The presidential campaign will cost some $4 billion. We worry about so much spending and what special interests contribute so much money. But another question, Michael Wolff points out, is who gets all of that money? The answer: Television stations, despite the way this flies in the face of modern marketing principles:
Presidential campaigns (and statewide races that ride the national political debate) are expensive in the extreme because they’re tactically focused on convincing the people who are the most difficult and, hence, most expensive to convince. And, arguably, the more money that is spent by both sides trying to convince the undecided helps keep them unconvinced — hence, requiring more resources in this illogical quest. The two main principles of marketing — not spending more than the sale is worth; focusing the most resources on the most susceptible buyers — are thrown out in presidential politics.
Billions are spent not only on the few, but on the diffident, bored, resistant and dumb. (If you haven’t made up your mind by this point, you probably aren’t capable of making up your mind.)
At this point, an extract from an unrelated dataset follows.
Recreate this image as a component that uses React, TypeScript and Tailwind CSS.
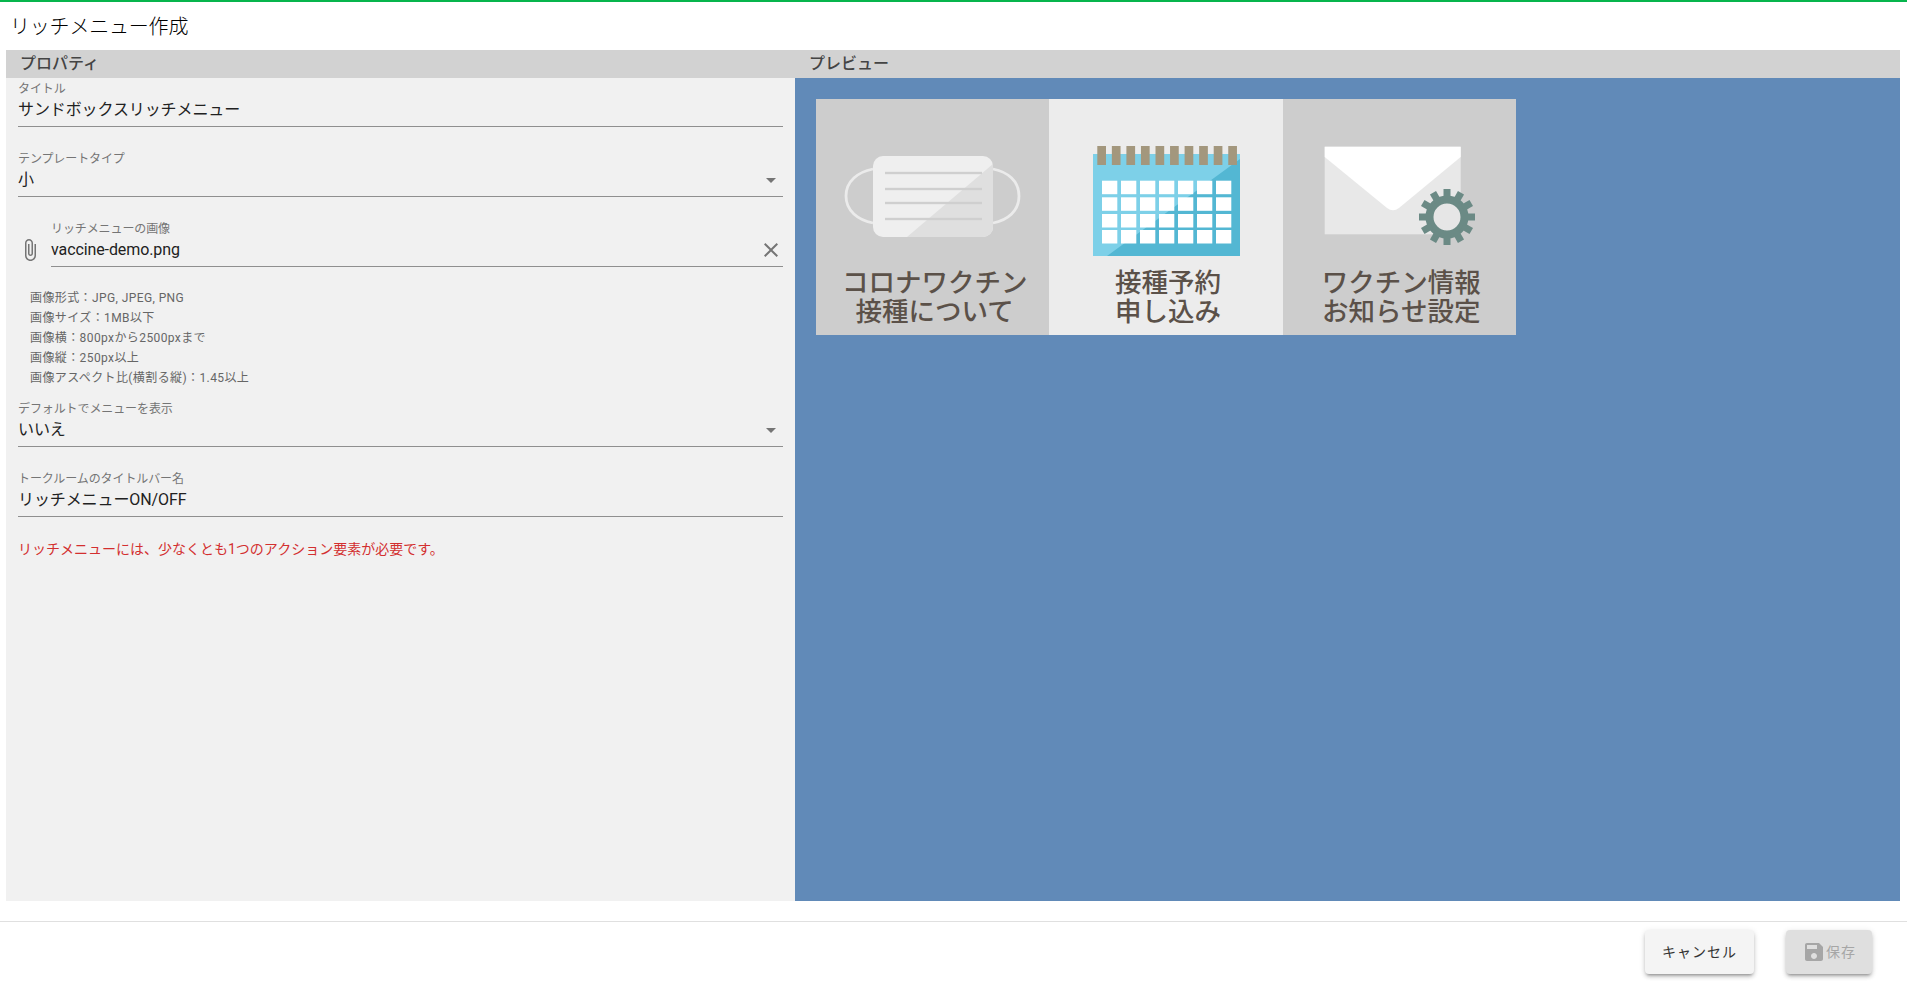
import React from 'react';

const JP = "font-['Roboto','Noto_Sans_CJK_JP',sans-serif]";

const AttachIcon = () => (
  <svg viewBox="0 0 24 24" className="w-6 h-6 fill-[#757575] shrink-0">
    <path d="M16.5 6v11.5c0 2.21-1.79 4-4 4s-4-1.79-4-4V5c0-1.38 1.12-2.5 2.5-2.5s2.5 1.12 2.5 2.5v10.5c0 .55-.45 1-1 1s-1-.45-1-1V6H10v9.5c0 1.38 1.12 2.5 2.5 2.5s2.5-1.12 2.5-2.5V5c0-2.21-1.79-4-4-4S7 2.79 7 5v12.5c0 3.04 2.46 5.5 5.5 5.5s5.5-2.46 5.5-5.5V6h-1.5z" />
  </svg>
);

const CloseIcon = () => (
  <svg viewBox="0 0 24 24" className="w-6 h-6 fill-[#757575] shrink-0">
    <path d="M19 6.41L17.59 5 12 10.59 6.41 5 5 6.41 10.59 12 5 17.59 6.41 19 12 13.41 17.59 19 19 17.59 13.41 12z" />
  </svg>
);

const ArrowIcon = () => (
  <svg viewBox="0 0 24 24" className="w-6 h-6 fill-[#757575] shrink-0">
    <path d="M7 10l5 5 5-5z" />
  </svg>
);

const SaveIcon = () => (
  <svg viewBox="0 0 24 24" className="w-6 h-6 fill-[#a6a6a6] shrink-0">
    <path d="M17 3H5c-1.11 0-2 .9-2 2v14c0 1.1.89 2 2 2h14c1.1 0 2-.9 2-2V7l-4-4zm-5 16c-1.66 0-3-1.34-3-3s1.34-3 3-3 3 1.34 3 3-1.34 3-3 3zm3-10H5V5h10v4z" />
  </svg>
);

interface FieldProps {
  label: string;
  value: string;
  right?: React.ReactNode;
  className?: string;
}

const Field: React.FC<FieldProps> = ({ label, value, right, className = '' }) => (
  <div className={`border-b border-[#8f8f8f] h-[49px] ${className}`}>
    <div className="h-[22px] pt-px text-xs leading-5 tracking-[-0.1px] text-[#757575]">{label}</div>
    <div className="flex items-center justify-between h-5 text-base leading-5 tracking-[-0.1px] text-[#212121]">
      <span>{value}</span>
      {right}
    </div>
  </div>
);

const MenuCell: React.FC<{ bg: string; lines: [string, string]; children: React.ReactNode }> = ({ bg, lines, children }) => (
  <div className={`w-1/3 h-full flex flex-col ${bg}`}>
    <svg viewBox="0 0 233.33 167" className="w-full h-[167px] shrink-0">
      {children}
    </svg>
    <div className="pl-1 text-center text-[26.5px] leading-[29px] font-medium text-[#5b5149] whitespace-nowrap font-['Noto_Sans_CJK_JP',sans-serif]">
      <div>{lines[0]}</div>
      <div>{lines[1]}</div>
    </div>
  </div>
);

const MaskIcon = () => (
  <>
    <path d="M57 70 C42 73 30 82 30 97 S42 121 57 124" fill="none" stroke="#ebebeb" strokeWidth="2.8" />
    <path d="M177 70 C192 73 203 82 203 97 S192 121 177 124" fill="none" stroke="#ebebeb" strokeWidth="2.8" />
    <rect x="57" y="57" width="120" height="81" rx="10" fill="#efefef" />
    <path d="M177 65 L177 128 A10 10 0 0 1 167 138 L91 138 Z" fill="#dfdfdf" />
    {[74, 90, 104, 120].map(y => (
      <rect key={y} x="69" y={y - 1.2} width="97" height="2.4" fill="#cfcfcf" />
    ))}
  </>
);

const CalendarIcon = () => (
  <>
    <rect x="44" y="55" width="147" height="102" fill="#7dd0e8" />
    <path d="M191 60 L191 157 L58 157 Z" fill="#53b7d3" />
    {Array.from({ length: 10 }).map((_, i) => (
      <rect key={i} x={48.3 + i * 14.55} y="47" width="8.7" height="19" fill="#a3977d" />
    ))}
    {[81.7, 98.3, 115, 131].map(y =>
      [0, 1, 2, 3, 4, 5, 6].map(c => (
        <rect key={`${y}-${c}`} x={53 + c * 19} y={y} width="15.3" height="13.5" fill="#ffffff" />
      ))
    )}
  </>
);

const MailIcon = () => (
  <>
    <rect x="41.7" y="47.7" width="136" height="87.6" fill="#e8e8e8" />
    <path d="M41.7 47.7 L177.7 47.7 L177.7 58 L116 109 Q110 113.500 104 109 L41.7 58 Z" fill="#ffffff" />
    <circle cx="164" cy="118" r="17.500" fill="#e6e6e6" stroke="#6b8a85" strokeWidth="8" />
    {Array.from({ length: 12 }).map((_, i) => (
      <rect key={i} x="160.500" y="90" width="7" height="10" fill="#6b8a85" transform={`rotate(${i * 30} 164 118)`} />
    ))}
  </>
);

const HELP_LINES = [
  '画像形式：JPG, JPEG, PNG',
  '画像サイズ：1MB以下',
  '画像横：800pxから2500pxまで',
  '画像縦：250px以上',
  '画像アスペクト比(横割る縦)：1.45以上',
];

const BUTTON_SHADOW = 'shadow-[0_3px_3px_-2px_rgba(0,0,0,0.3),0_3px_4px_0_rgba(0,0,0,0.16),0_1px_6px_0_rgba(0,0,0,0.1)]';

const App: React.FC = () => {
  return (
    <div className={`h-screen flex flex-col overflow-hidden bg-white border-t-2 border-[#06b54c] ${JP}`}>
      <div className="h-12 shrink-0 pl-[10px] pt-px flex items-center text-xl font-light tracking-[-0.2px] text-black">
        リッチメニュー作成
      </div>

      <div className="flex h-[851px] shrink-0 pl-[6px] pr-[7px]">
        {/* Properties */}
        <div className="w-[789px] flex flex-col bg-[#f1f1f1]">
          <div className="h-7 shrink-0 pl-[14px] flex items-center bg-[#d2d2d2] text-base font-medium text-[#444444]">
            プロパティ
          </div>
          <div className="px-3">
            <Field label="タイトル" value="サンドボックスリッチメニュー" className="mb-[21px]" />
            <Field label="テンプレートタイプ" value="小" right={<ArrowIcon />} className="mb-[21px]" />
            <div className="flex">
              <div className="w-[33px] pt-5">
                <AttachIcon />
              </div>
              <Field label="リッチメニューの画像" value="vaccine-demo.png" right={<CloseIcon />} className="flex-1" />
            </div>
            <div className="pt-[21px] pl-3 pb-[10px]">
              {HELP_LINES.map(line => (
                <div key={line} className="h-5 text-xs leading-5 tracking-[0.4px] text-[#666666]">{line}</div>
              ))}
            </div>
            <Field label="デフォルトでメニューを表示" value="いいえ" right={<ArrowIcon />} className="mb-[21px]" />
            <Field label="トークルームのタイトルバー名" value="リッチメニューON/OFF" />
            <div className="mt-[22px] text-sm leading-5 text-[#d32f2f]">
              リッチメニューには、少なくとも1つのアクション要素が必要です。
            </div>
          </div>
        </div>

        {/* Preview */}
        <div className="flex-1 flex flex-col">
          <div className="h-7 shrink-0 pl-[14px] flex items-center bg-[#d2d2d2] text-base font-medium text-[#444444]">
            プレビュー
          </div>
          <div className="flex-1 p-[21px] bg-[#618ab8]">
            <div className="flex w-[700px] h-[236px] overflow-hidden">
              <MenuCell bg="bg-[#cdcdcd]" lines={['コロナワクチン', '接種について']}>
                <MaskIcon />
              </MenuCell>
              <MenuCell bg="bg-[#ececec]" lines={['接種予約', '申し込み']}>
                <CalendarIcon />
              </MenuCell>
              <MenuCell bg="bg-[#cdcdcd]" lines={['ワクチン情報', 'お知らせ設定']}>
                <MailIcon />
              </MenuCell>
            </div>
          </div>
        </div>
      </div>

      <div className="mt-5 flex-1 border-t border-[#e0e0e0] pt-2 pr-[35px] flex justify-end gap-8">
        <button className={`w-[109px] h-11 rounded bg-[#f4f4f4] text-sm tracking-[1px] text-[#333333] ${BUTTON_SHADOW}`}>
          キャンセル
        </button>
        <button className={`w-[86px] h-11 rounded bg-[#dfdfdf] text-sm tracking-[1px] text-[#a6a6a6] flex items-center justify-center ${BUTTON_SHADOW}`}>
          <SaveIcon />
          保存
        </button>
      </div>
    </div>
  );
};

export default App;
Who most directly benefits? Local television stations, and the large media companies that own them. (Among them is USA TODAY parent Gannett, which owns 23 television stations.) Also benefiting are the consultants who buy this media and whose fees are a reflection of the amount of media they buy. Politics is a large and lucrative business offering a clear payoff to a small set of players, who are almost never singled out in the debate about campaign finance reform.If rich men such as Sheldon Adelson ultimately earn some advantage from backing a winner, theirs is a vastly more indirect and uncertain gain than that of station owners and political operatives.
Curiously, nobody asks the most obvious question. Why do campaigns continue to buy, almost to the exclusion of all other media, local broadcast television? It is more costly and less efficient — that is, less targeted — than cable, digital, or even newspapers, all of which attract scant political dollars.
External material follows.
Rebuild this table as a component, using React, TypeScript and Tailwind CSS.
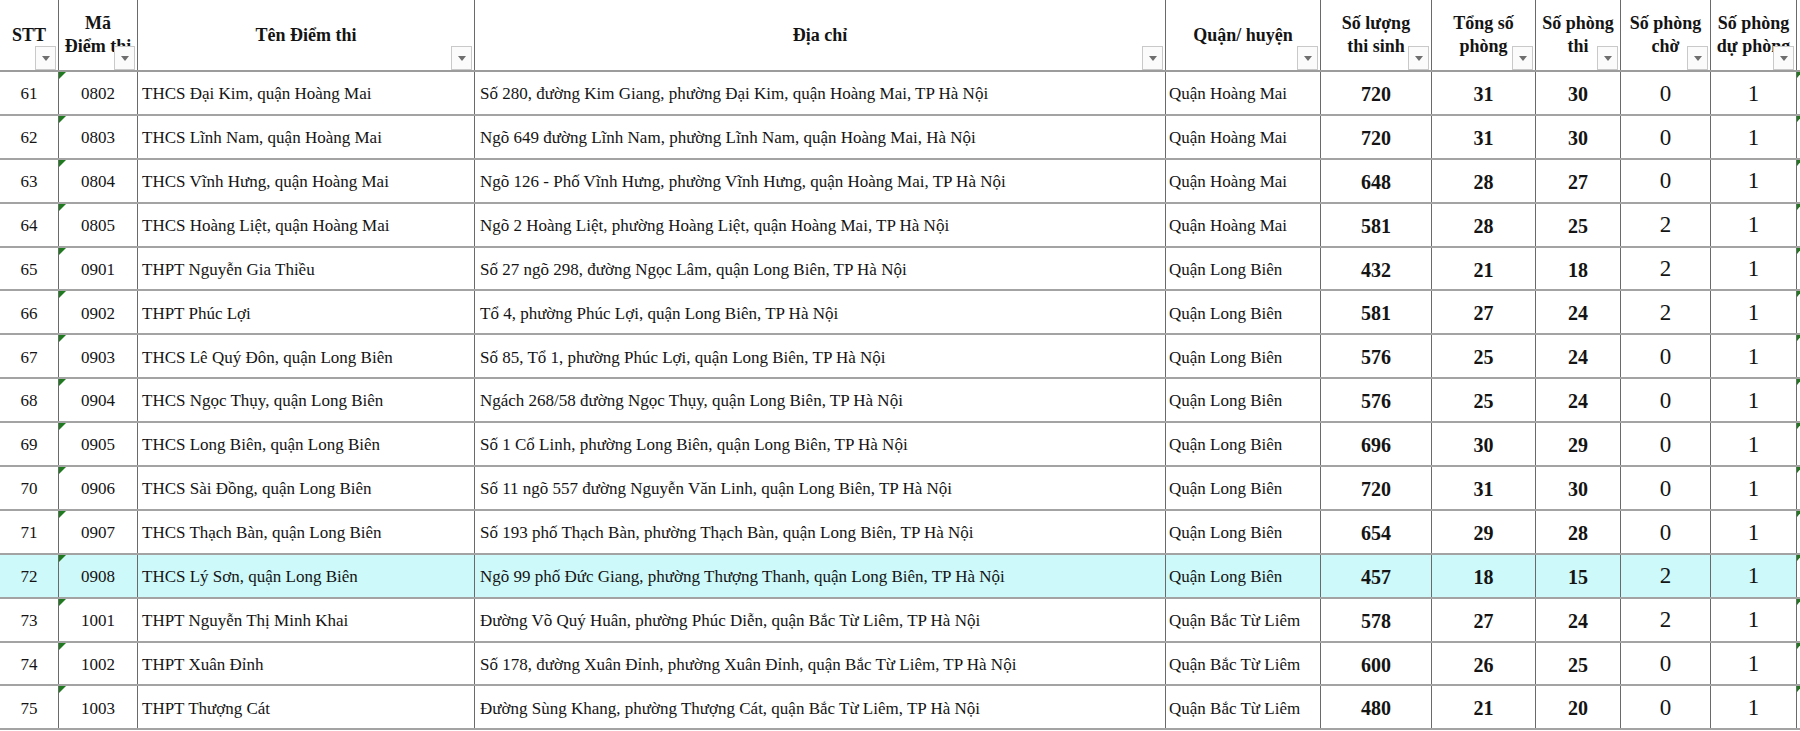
const cols = "grid-cols-[59px_79px_337px_691px_155px_111px_104px_85px_90px_86px_3px]";

const headers: string[][] = [
  ["STT"],
  ["Mã", "Điểm thi"],
  ["Tên Điểm thi"],
  ["Địa chỉ"],
  ["Quận/ huyện"],
  ["Số lượng", "thi sinh"],
  ["Tổng số", "phòng"],
  ["Số phòng", "thi"],
  ["Số phòng", "chờ"],
  ["Số phòng", "dự phòng"],
];

type Row = [string, string, string, string, string, string, string, string, string, string];

const rows: Row[] = [
  ["61", "0802", "THCS Đại Kim, quận Hoàng Mai", "Số 280, đường Kim Giang, phường Đại Kim, quận Hoàng Mai, TP Hà Nội", "Quận Hoàng Mai", "720", "31", "30", "0", "1"],
  ["62", "0803", "THCS Lĩnh Nam, quận Hoàng Mai", "Ngõ 649 đường Lĩnh Nam, phường Lĩnh Nam, quận Hoàng Mai, Hà Nội", "Quận Hoàng Mai", "720", "31", "30", "0", "1"],
  ["63", "0804", "THCS Vĩnh Hưng, quận Hoàng Mai", "Ngõ 126 - Phố Vĩnh Hưng, phường Vĩnh Hưng, quận Hoàng Mai, TP Hà Nội", "Quận Hoàng Mai", "648", "28", "27", "0", "1"],
  ["64", "0805", "THCS Hoàng Liệt, quận Hoàng Mai", "Ngõ 2 Hoàng Liệt, phường Hoàng Liệt, quận Hoàng Mai, TP Hà Nội", "Quận Hoàng Mai", "581", "28", "25", "2", "1"],
  ["65", "0901", "THPT Nguyễn Gia Thiều", "Số 27 ngõ 298, đường Ngọc Lâm, quận Long Biên, TP Hà Nội", "Quận Long Biên", "432", "21", "18", "2", "1"],
  ["66", "0902", "THPT Phúc Lợi", "Tổ 4, phường Phúc Lợi, quận Long Biên, TP Hà Nội", "Quận Long Biên", "581", "27", "24", "2", "1"],
  ["67", "0903", "THCS Lê Quý Đôn, quận Long Biên", "Số 85, Tổ 1, phường Phúc Lợi, quận Long Biên, TP Hà Nội", "Quận Long Biên", "576", "25", "24", "0", "1"],
  ["68", "0904", "THCS Ngọc Thụy, quận Long Biên", "Ngách 268/58 đường Ngọc Thụy, quận Long Biên, TP Hà Nội", "Quận Long Biên", "576", "25", "24", "0", "1"],
  ["69", "0905", "THCS Long Biên, quận Long Biên", "Số 1 Cổ Linh, phường Long Biên, quận Long Biên, TP Hà Nội", "Quận Long Biên", "696", "30", "29", "0", "1"],
  ["70", "0906", "THCS Sài Đồng, quận Long Biên", "Số 11 ngõ 557 đường Nguyễn Văn Linh, quận Long Biên, TP Hà Nội", "Quận Long Biên", "720", "31", "30", "0", "1"],
  ["71", "0907", "THCS Thạch Bàn, quận Long Biên", "Số 193 phố Thạch Bàn, phường Thạch Bàn, quận Long Biên, TP Hà Nội", "Quận Long Biên", "654", "29", "28", "0", "1"],
  ["72", "0908", "THCS Lý Sơn, quận Long Biên", "Ngõ 99 phố Đức Giang, phường Thượng Thanh, quận Long Biên, TP Hà Nội", "Quận Long Biên", "457", "18", "15", "2", "1"],
  ["73", "1001", "THPT Nguyễn Thị Minh Khai", "Đường Võ Quý Huân, phường Phúc Diễn, quận Bắc Từ Liêm, TP Hà Nội", "Quận Bắc Từ Liêm", "578", "27", "24", "2", "1"],
  ["74", "1002", "THPT Xuân Đỉnh", "Số 178, đường Xuân Đỉnh, phường Xuân Đỉnh, quận Bắc Từ Liêm, TP Hà Nội", "Quận Bắc Từ Liêm", "600", "26", "25", "0", "1"],
  ["75", "1003", "THPT Thượng Cát", "Đường Sùng Khang, phường Thượng Cát, quận Bắc Từ Liêm, TP Hà Nội", "Quận Bắc Từ Liêm", "480", "21", "20", "0", "1"],
];

function FilterButton() {
  return (
    <div className="absolute bottom-0 right-[2px] z-10 flex h-[24px] w-[21px] items-center justify-center border border-[#c9c9c9] bg-[#fbfbfb]">
      <svg width="8" height="5" viewBox="0 0 8 5">
        <path d="M0 0 L8 0 L4 5 Z" fill="#6e6e6e" />
      </svg>
    </div>
  );
}

function GreenMark() {
  return (
    <svg className="absolute left-0 top-0" width="7" height="7" viewBox="0 0 7 7">
      <path d="M0 0 L7 0 L0 7 Z" fill="#1f7a1f" />
    </svg>
  );
}

export default function App() {
  return (
    <div className="h-[731px] w-[1800px] overflow-hidden bg-white font-['Liberation_Serif','Times_New_Roman',serif] text-[#141414]">
      <div className={`grid ${cols} h-[72px] border-b-2 border-[#9c9c9c]`}>
        {headers.map((lines, i) => (
          <div key={i} className="relative flex flex-col items-center justify-center border-r border-[#6a6a6a] text-center text-[18px] font-bold leading-[23px]">
            {lines.map((l) => (
              <span key={l} className="whitespace-nowrap">{l}</span>
            ))}
            <FilterButton />
          </div>
        ))}
        <div />
      </div>

      {rows.map((r) => {
        const hl = r[0] === "72";
        return (
          <div key={r[0]} className={`grid ${cols} h-[43.9px] border-b-2 border-[#a3a3a3] ${hl ? "bg-[#cdf9fa]" : ""}`}>
            <div className="flex items-center justify-center border-r border-[#6a6a6a] pt-[2px] text-[17px]">{r[0]}</div>
            <div className="relative flex items-center justify-center border-r border-[#6a6a6a] pt-[2px] text-[17px]">
              <GreenMark />
              {r[1]}
            </div>
            <div className="flex items-center overflow-hidden whitespace-nowrap border-r border-[#6a6a6a] pl-[4px] pt-[2px] text-[17px]">{r[2]}</div>
            <div className="flex items-center overflow-hidden whitespace-nowrap border-r border-[#6a6a6a] pl-[5px] pt-[2px] text-[17px]">{r[3]}</div>
            <div className="flex items-center overflow-hidden whitespace-nowrap border-r border-[#6a6a6a] pl-[3px] pt-[2px] text-[17px]">{r[4]}</div>
            <div className="flex items-center justify-center border-r border-[#6a6a6a] pt-[2px] text-[20px] font-bold">{r[5]}</div>
            <div className="flex items-center justify-center border-r border-[#6a6a6a] pt-[2px] text-[20px] font-bold">{r[6]}</div>
            <div className="flex items-center justify-center border-r border-[#6a6a6a] pt-[2px] text-[20px] font-bold">{r[7]}</div>
            <div className="flex items-center justify-center border-r border-[#6a6a6a] pt-[2px] text-[23px]">{r[8]}</div>
            <div className="flex items-center justify-center border-r border-[#6a6a6a] pt-[2px] text-[23px]">{r[9]}</div>
            <div className="relative bg-white">
              <svg className="absolute left-0 top-0" width="5" height="6" viewBox="0 0 5 6">
                <path d="M0 0 L5 0 L0 6 Z" fill="#1f7a1f" />
              </svg>
            </div>
          </div>
        );
      })}
    </div>
  );
}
The answer is probably simple. Broadcast television, with its vast audience and quick reach, is not only the most expensive option (not least because its space is most limited), but its use most efficiently perpetuates a seesaw effect. One candidate’s media buy must be balanced by another candidate’s media buy. The strategic goal becomes about trying to raise more money to spend more money to achieve a minor edge.
The exact people each campaign should be spending less on end up, to the enrichment of media and consultants, getting vastly greater attention and dollars. The cheapening of the debate is an inevitable side-effect. It’s all about, in 1950s mass market advertising, repetition. It’s a beautiful, and old-fashioned (think selling soap in the 1950s), advertising loop — the more repetition, the more market share — benefiting media companies.
Wolff goes on to propose a solution: Since television stations are publicly licensed, let’s require them to provide free air time for political campaigns.
What do you think of that? It seems rather tyrannical to force companies to give away their products for free. And wouldn’t free ads just continue the dysfunctional marketing strategies? It would seem that the solution would be for one or perhaps both candidates to refuse to take the bait, to concentrate their spending on targeted advertising, online and elsewhere.